━━ Data lines
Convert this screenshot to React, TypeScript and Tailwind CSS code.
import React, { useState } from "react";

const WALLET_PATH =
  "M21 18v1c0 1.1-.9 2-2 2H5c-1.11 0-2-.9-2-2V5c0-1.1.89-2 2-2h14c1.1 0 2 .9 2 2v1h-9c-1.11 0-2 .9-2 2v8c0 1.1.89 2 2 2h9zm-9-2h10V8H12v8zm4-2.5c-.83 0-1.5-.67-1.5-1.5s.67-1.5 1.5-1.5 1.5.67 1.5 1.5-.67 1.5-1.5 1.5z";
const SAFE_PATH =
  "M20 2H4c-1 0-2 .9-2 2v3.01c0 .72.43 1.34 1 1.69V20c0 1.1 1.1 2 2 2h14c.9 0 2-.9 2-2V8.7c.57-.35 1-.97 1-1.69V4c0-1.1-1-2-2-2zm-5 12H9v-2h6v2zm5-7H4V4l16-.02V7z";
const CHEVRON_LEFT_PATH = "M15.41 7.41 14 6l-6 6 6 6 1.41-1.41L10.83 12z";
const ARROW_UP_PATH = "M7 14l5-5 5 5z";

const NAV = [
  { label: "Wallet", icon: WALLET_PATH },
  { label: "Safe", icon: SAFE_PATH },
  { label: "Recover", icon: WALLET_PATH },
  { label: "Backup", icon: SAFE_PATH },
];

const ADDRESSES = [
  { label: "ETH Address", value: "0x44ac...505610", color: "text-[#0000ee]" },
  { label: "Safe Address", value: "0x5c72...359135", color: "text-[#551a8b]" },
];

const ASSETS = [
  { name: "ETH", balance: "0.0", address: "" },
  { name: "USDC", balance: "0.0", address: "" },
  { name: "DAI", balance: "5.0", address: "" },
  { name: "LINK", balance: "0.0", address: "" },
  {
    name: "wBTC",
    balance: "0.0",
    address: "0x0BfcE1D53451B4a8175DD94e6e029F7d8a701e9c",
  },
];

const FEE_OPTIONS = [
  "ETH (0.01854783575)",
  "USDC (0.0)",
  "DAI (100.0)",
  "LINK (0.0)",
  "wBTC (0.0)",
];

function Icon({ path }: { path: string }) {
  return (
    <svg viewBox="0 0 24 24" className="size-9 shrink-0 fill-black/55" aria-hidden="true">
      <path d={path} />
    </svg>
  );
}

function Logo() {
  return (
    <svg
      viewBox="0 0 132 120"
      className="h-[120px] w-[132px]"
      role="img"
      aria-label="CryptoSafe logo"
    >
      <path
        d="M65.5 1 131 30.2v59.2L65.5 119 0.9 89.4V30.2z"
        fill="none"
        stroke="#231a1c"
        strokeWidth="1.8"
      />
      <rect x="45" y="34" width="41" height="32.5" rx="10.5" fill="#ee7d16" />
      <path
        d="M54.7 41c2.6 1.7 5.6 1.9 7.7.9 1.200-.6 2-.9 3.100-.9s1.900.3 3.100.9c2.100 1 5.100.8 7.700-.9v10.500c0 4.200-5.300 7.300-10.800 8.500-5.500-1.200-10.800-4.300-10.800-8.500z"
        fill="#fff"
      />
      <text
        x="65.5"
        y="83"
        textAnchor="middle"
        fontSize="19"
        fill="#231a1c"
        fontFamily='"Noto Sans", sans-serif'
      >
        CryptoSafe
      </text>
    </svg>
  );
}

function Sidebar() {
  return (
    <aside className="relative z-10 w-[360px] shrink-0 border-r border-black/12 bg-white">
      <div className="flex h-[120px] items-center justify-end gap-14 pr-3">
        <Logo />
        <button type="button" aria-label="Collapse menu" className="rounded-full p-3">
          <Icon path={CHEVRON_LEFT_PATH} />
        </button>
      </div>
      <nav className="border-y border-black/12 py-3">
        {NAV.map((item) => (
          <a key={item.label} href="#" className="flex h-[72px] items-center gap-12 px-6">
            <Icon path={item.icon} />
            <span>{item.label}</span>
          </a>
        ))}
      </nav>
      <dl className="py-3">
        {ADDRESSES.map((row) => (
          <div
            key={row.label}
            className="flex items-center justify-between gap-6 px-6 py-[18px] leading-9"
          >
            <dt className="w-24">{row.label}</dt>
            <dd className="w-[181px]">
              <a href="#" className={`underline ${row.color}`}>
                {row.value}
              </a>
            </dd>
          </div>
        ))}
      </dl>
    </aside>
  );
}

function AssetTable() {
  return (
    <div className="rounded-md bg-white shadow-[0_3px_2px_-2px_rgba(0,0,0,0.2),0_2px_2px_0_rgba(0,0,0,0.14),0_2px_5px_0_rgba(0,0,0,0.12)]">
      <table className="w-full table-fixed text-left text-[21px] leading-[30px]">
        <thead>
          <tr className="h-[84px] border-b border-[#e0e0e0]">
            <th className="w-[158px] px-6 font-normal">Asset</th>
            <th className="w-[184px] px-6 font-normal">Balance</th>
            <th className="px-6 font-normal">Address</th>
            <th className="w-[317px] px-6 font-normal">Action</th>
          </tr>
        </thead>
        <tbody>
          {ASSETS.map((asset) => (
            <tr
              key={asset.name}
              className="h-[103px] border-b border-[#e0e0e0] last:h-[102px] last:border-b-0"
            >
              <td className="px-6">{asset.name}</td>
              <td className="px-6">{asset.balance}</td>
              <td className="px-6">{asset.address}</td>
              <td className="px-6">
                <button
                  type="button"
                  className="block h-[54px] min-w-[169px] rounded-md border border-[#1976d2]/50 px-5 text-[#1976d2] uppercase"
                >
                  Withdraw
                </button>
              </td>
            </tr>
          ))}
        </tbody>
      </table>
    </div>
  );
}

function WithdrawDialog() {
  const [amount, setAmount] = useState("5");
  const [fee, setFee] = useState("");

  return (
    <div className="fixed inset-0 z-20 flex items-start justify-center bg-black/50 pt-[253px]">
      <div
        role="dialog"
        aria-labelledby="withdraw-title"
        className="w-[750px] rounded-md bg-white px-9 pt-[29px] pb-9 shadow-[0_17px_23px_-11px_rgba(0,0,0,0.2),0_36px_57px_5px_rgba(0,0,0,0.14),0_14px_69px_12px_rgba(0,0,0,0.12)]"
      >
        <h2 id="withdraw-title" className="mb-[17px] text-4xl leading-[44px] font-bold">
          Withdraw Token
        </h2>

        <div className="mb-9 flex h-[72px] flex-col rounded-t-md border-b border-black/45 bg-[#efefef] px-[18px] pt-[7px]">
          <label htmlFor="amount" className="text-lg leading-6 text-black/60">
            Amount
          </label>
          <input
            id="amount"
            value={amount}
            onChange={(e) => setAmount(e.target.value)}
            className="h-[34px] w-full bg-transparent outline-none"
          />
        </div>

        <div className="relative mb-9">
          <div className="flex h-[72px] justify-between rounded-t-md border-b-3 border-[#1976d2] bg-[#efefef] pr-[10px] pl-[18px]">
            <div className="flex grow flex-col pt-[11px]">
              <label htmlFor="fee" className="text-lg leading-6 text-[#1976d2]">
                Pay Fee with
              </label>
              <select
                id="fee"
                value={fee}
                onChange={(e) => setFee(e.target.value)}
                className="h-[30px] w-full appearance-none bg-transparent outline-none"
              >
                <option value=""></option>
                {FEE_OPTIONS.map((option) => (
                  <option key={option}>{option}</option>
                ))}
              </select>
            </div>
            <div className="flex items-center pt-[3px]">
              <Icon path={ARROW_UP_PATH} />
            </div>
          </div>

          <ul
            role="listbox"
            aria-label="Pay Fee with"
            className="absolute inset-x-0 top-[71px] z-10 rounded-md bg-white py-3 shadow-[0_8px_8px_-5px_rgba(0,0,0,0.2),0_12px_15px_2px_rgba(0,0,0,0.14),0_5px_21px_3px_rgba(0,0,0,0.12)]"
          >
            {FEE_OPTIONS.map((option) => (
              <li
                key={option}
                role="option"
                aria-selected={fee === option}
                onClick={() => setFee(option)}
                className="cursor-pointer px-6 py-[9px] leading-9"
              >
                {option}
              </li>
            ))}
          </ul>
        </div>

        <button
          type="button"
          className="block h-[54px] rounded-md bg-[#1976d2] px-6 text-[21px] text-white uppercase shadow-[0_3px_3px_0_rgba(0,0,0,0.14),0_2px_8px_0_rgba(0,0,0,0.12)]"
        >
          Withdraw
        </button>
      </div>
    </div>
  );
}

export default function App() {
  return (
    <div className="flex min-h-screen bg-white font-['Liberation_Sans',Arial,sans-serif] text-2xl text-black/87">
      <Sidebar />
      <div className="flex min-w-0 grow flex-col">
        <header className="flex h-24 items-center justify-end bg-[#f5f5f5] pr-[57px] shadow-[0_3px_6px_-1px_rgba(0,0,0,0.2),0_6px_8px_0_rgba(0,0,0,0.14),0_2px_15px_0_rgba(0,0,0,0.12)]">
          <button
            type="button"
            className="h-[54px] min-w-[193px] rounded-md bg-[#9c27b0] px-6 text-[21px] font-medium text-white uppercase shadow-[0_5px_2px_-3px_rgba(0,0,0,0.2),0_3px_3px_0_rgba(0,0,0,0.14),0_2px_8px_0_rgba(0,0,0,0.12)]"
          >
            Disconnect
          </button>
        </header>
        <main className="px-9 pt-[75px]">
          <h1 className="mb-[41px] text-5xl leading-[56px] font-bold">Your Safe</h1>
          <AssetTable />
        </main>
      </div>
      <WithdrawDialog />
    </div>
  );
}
━━━━
# Task
Where does the word "React" appear? Return each line that holds it.

# Solution
Convert this screenshot to React, TypeScript and Tailwind CSS code.
import React, { useState } from "react";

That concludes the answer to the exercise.